Since late last year, GOP leaders have been planning to pump tens of billions of dollars’ worth of new federal spending into the veins of insurance companies that are hemorrhaging red ink on the Obamacare exchanges.

The transfusion is expected to be a concoction of two bills. The first, championed by Sens. Lamar Alexander (R., Tenn.) and Patty Murray (D., Wash.), would appropriate cost-sharing-reduction payments to insurers. The second, sponsored by Sens. Susan Collins (R., Maine) and Bill Nelson (D., Fla.), would give insurers an additional $10 billion (and perhaps more) in federal cash.
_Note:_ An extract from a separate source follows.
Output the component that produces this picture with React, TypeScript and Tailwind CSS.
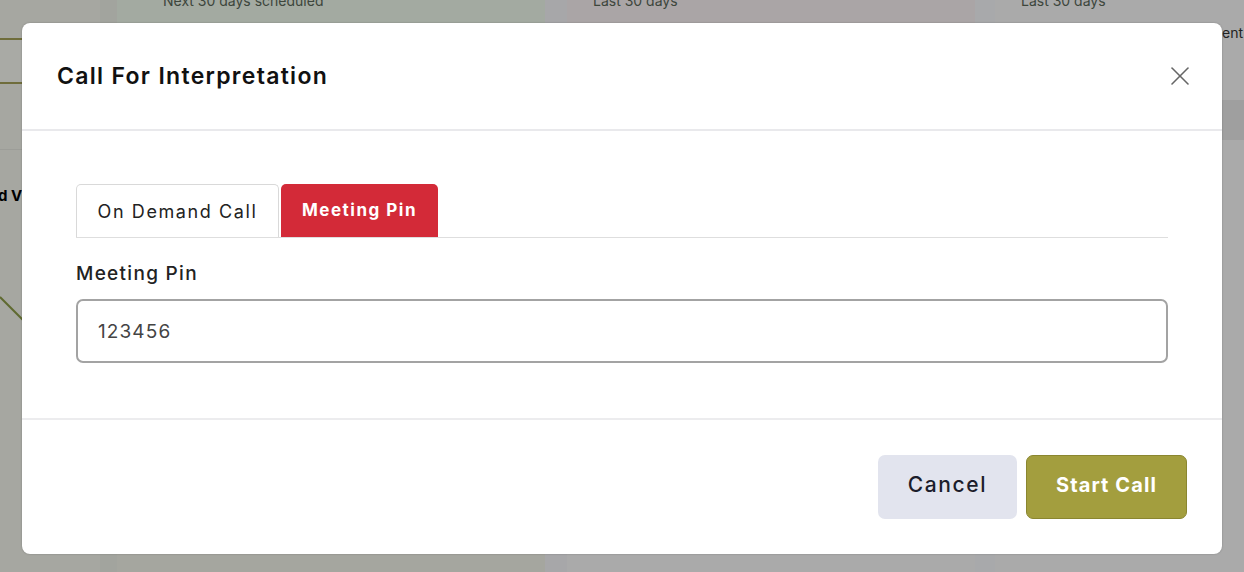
import { X } from "lucide-react"

const font = { fontFamily: "Inter, 'Noto Sans', sans-serif" }

function Backdrop() {
    return (
        <div className="flex h-full w-full text-[14px] text-[#3d463c]">
            {/* left column, mostly covered */}
            <div className="flex w-[100px] flex-col bg-[#a6a7a1]">
                <div className="h-[40px] border-b-2 border-[#6f6d3b]" />
                <div className="h-[44px] border-b-2 border-[#6f6d3b] bg-[#a9aaa5]" />
                <div className="h-[66px] border-b border-[#9c9d98]" />
                <div className="pt-[38px] text-[15px] font-bold leading-none text-black">
                    <span className="-ml-[2px]">d V</span>
                </div>
                <svg className="mt-[82px]" width="100" height="60" viewBox="0 0 100 60">
                    <path d="M0 12 L24 36" stroke="#5f6a30" strokeWidth="2" fill="none" />
                </svg>
            </div>
            <div className="w-[17px] bg-[#a2a49e]" />
            <div className="flex w-[428px] flex-col">
                <div className="h-[34px] bg-[#a3aaa1] pl-[46px] leading-none">
                    <span className="relative -top-[6px]">Next 30 days scheduled</span>
                </div>
                <div className="flex-1 bg-[#a5a69f]" />
            </div>
            <div className="w-[22px] bg-[#a7a7a9]" />
            <div className="flex w-[408px] flex-col">
                <div className="h-[34px] bg-[#aaa5a6] pl-[26px] leading-none">
                    <span className="relative -top-[6px]">Last 30 days</span>
                </div>
                <div className="flex-1 bg-[#aaaaaa]" />
            </div>
            <div className="w-[20px] bg-[#a8a9ab]" />
            <div className="flex flex-1 flex-col bg-[#aaaaaa]">
                <div className="h-[24px] pl-[26px] leading-none">
                    <span className="relative -top-[6px]">Last 30 days</span>
                </div>
                <div className="h-[76px] pl-[227px] pt-[2px] text-[14px] leading-none text-[#222]">ent</div>
                <div className="h-[40px] bg-[#9f9f9f]" />
                <div className="flex-1" />
            </div>
        </div>
    )
}

export default function App() {
    return (
        <div className="relative h-[572px] w-full overflow-hidden" style={font}>
            <Backdrop />

            {/* Modal overlay */}
            <div className="absolute inset-0 px-[22px] pt-[23px]">
                <div className="flex h-[531px] w-[1200px] flex-col rounded-[8px] bg-white shadow-[0_0_2px_rgba(0,0,0,0.25)]">
                    {/* Header */}
                    <div className="flex h-[108px] items-center justify-between border-b-2 border-[#e9e9ec] pl-[35px] pr-[26px]">
                        <h2 className="text-[23px] font-semibold tracking-[1.3px] text-[#111]">
                            Call For Interpretation
                        </h2>
                        <button className="text-[#666]">
                            <X className="h-[32px] w-[32px]" strokeWidth={1.2} />
                        </button>
                    </div>

                    {/* Body */}
                    <div className="border-b-2 border-[#ececee] px-[54px] pb-[55px] pt-[53px]">
                        <div className="flex border-b border-[#dedede]">
                            <button className="h-[53px] w-[203px] rounded-t-[5px] border border-b-0 border-[#d9d9d9] text-[18px] tracking-[1.6px] text-[#222]">
                                On Demand Call
                            </button>
                            <button className="ml-[2px] h-[53px] w-[157px] rounded-t-[5px] bg-[#d32a38] text-[17px] font-bold tracking-[1.5px] text-white">
                                Meeting Pin
                            </button>
                        </div>
                        <label className="mt-[26px] block text-[19px] font-medium leading-none tracking-[1.3px] text-[#222]">
                            Meeting Pin
                        </label>
                        <input
                            defaultValue="123456"
                            className="mt-[16px] h-[64px] w-full rounded-[7px] border-2 border-[#a3a3a3] px-[20px] text-[19px] tracking-[1.1px] text-[#444] outline-none"
                            style={font}
                        />
                    </div>

                    {/* Footer */}
                    <div className="flex flex-1 items-center justify-end gap-[9px] pr-[35px]">
                        <button className="h-[64px] w-[139px] rounded-[7px] bg-[#e2e4ee] pb-[4px] text-[21px] font-medium tracking-[1.6px] text-[#1c1d2b]">
                            Cancel
                        </button>
                        <button className="h-[64px] w-[161px] rounded-[7px] border border-[#8a8630] bg-[#a39e3e] pb-[4px] text-[20px] font-bold tracking-[1.1px] text-white">
                            Start Call
                        </button>
                    </div>
                </div>
            </div>
        </div>
    )
}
Both bills are a distraction and fail to address the real reasons Obamacare is driving up premium costs and reducing Americans’ insurance options. Republicans would be better off focusing on these problems, rather than diverting their attention to side matters. …
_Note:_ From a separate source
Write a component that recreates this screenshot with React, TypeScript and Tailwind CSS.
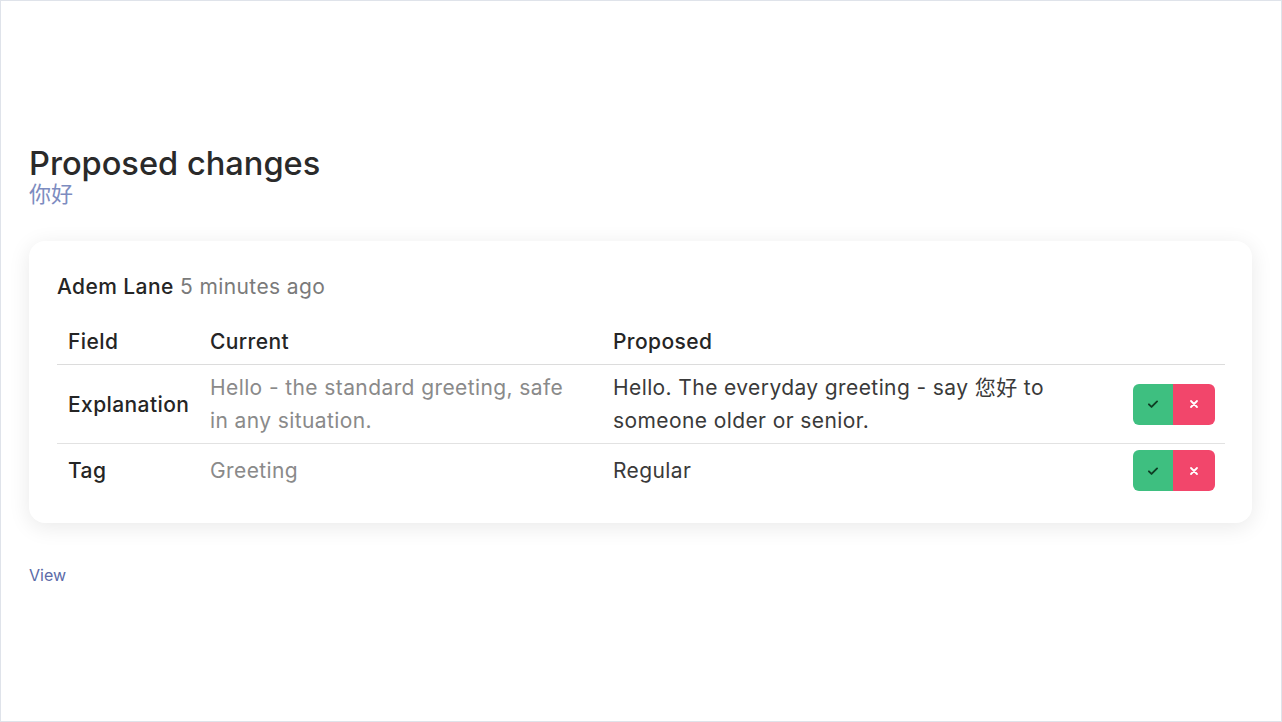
import React from 'react';

const rows = [
  {
    field: 'Explanation',
    current: 'Hello - the standard greeting, safe in any situation.',
    proposed: 'Hello. The everyday greeting - say 您好 to someone older or senior.',
  },
  {
    field: 'Tag',
    current: 'Greeting',
    proposed: 'Regular',
  },
];

const CheckIcon = () => (
  <svg width="14" height="14" viewBox="0 0 24 24" fill="none" stroke="#0f3d24" strokeWidth="3.2" strokeLinecap="round" strokeLinejoin="round">
    <path d="M5 12.5l4.5 4.5L19 7.5" />
  </svg>
);

const XIcon = () => (
  <svg width="12" height="12" viewBox="0 0 24 24" fill="none" stroke="#ffffff" strokeWidth="3.6" strokeLinecap="round">
    <path d="M6 6l12 12M18 6L6 18" />
  </svg>
);

const App = () => {
  return (
    <div
      className="w-full h-[722px] border border-[#dfe3ea] bg-white pl-7 pr-[29px] pt-[143px] text-[#2b2b2b]"
      style={{ fontFamily: 'Inter, "Noto Sans CJK SC", sans-serif' }}
    >
      <h1 className="text-[32.6px] leading-[38px] font-medium text-[#2a2a2a]">
        Proposed changes
      </h1>
      <a className="block text-[22px] leading-6 text-[#7d8cc0]">你好</a>

      <div className="mt-[35px] rounded-2xl bg-white shadow-[0_4px_22px_rgba(0,0,0,0.09)] px-7 pt-8 pb-[26px] text-[21px] tracking-[0.4px]">
        <div className="leading-7">
          <span className="font-medium text-[#252525]">Adem Lane</span>{' '}
          <span className="text-[#7a7a7a]">5 minutes ago</span>
        </div>

        <table className="w-full table-fixed mt-5">
          <colgroup>
            <col className="w-[142px]" />
            <col className="w-[403px]" />
            <col className="w-[520px]" />
            <col className="w-[103px]" />
          </colgroup>
          <thead>
            <tr className="border-b border-[#dcdcdc]">
              <th className="text-left font-medium px-[11px] pt-[7px] pb-[8px] leading-7 text-[#252525]">Field</th>
              <th className="text-left font-medium px-[11px] pt-[7px] pb-[8px] leading-7 text-[#252525]">Current</th>
              <th className="text-left font-medium px-[11px] pt-[7px] pb-[8px] leading-7 text-[#252525]">Proposed</th>
              <th />
            </tr>
          </thead>
          <tbody>
            {rows.map((row, index) => (
              <tr key={index} className={index < rows.length - 1 ? 'border-b border-[#e2e2e2]' : ''}>
                <td className="align-middle px-[11px] py-[6px] leading-[33px] font-medium text-[#252525]">{row.field}</td>
                <td className="align-middle pl-[11px] pr-[30px] py-[6px] leading-[33px] text-[#8a8a8a]">{row.current}</td>
                <td className="align-middle px-[11px] py-[6px] leading-[33px] text-[#3a3a3a]">{row.proposed}</td>
                <td className="align-middle pl-[11px] pr-[10px] py-[6px]">
                  <div className="flex justify-end">
                    <button className="flex items-center justify-center w-10 h-[41px] rounded-l-md bg-[#3ebf80]">
                      <CheckIcon />
                    </button>
                    <button className="flex items-center justify-center w-[42px] h-[41px] rounded-r-md bg-[#f2466b]">
                      <XIcon />
                    </button>
                  </div>
                </td>
              </tr>
            ))}
          </tbody>
        </table>
      </div>

      <a className="block mt-[40px] text-[16px] leading-6 text-[#5b6aa8]">View</a>
    </div>
  );
};

export default App;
… The weakness in this strategy is that it requires a docile GOP base. Having promised them Obamacare repeal for eight years, Republican incumbents will have to persuade conservatives that Obamacare really wasn’t that big a deal after all. They will tell voters that, if reelected, they will pursue more modest and gradual changes to Obamacare over the course of several years.

Base voters may acquiesce. Or they may revolt. Instead of mollifying Republican voters, the new strategy may provoke them into insisting that congressional leaders put Obamacare repeal on the 2018 agenda.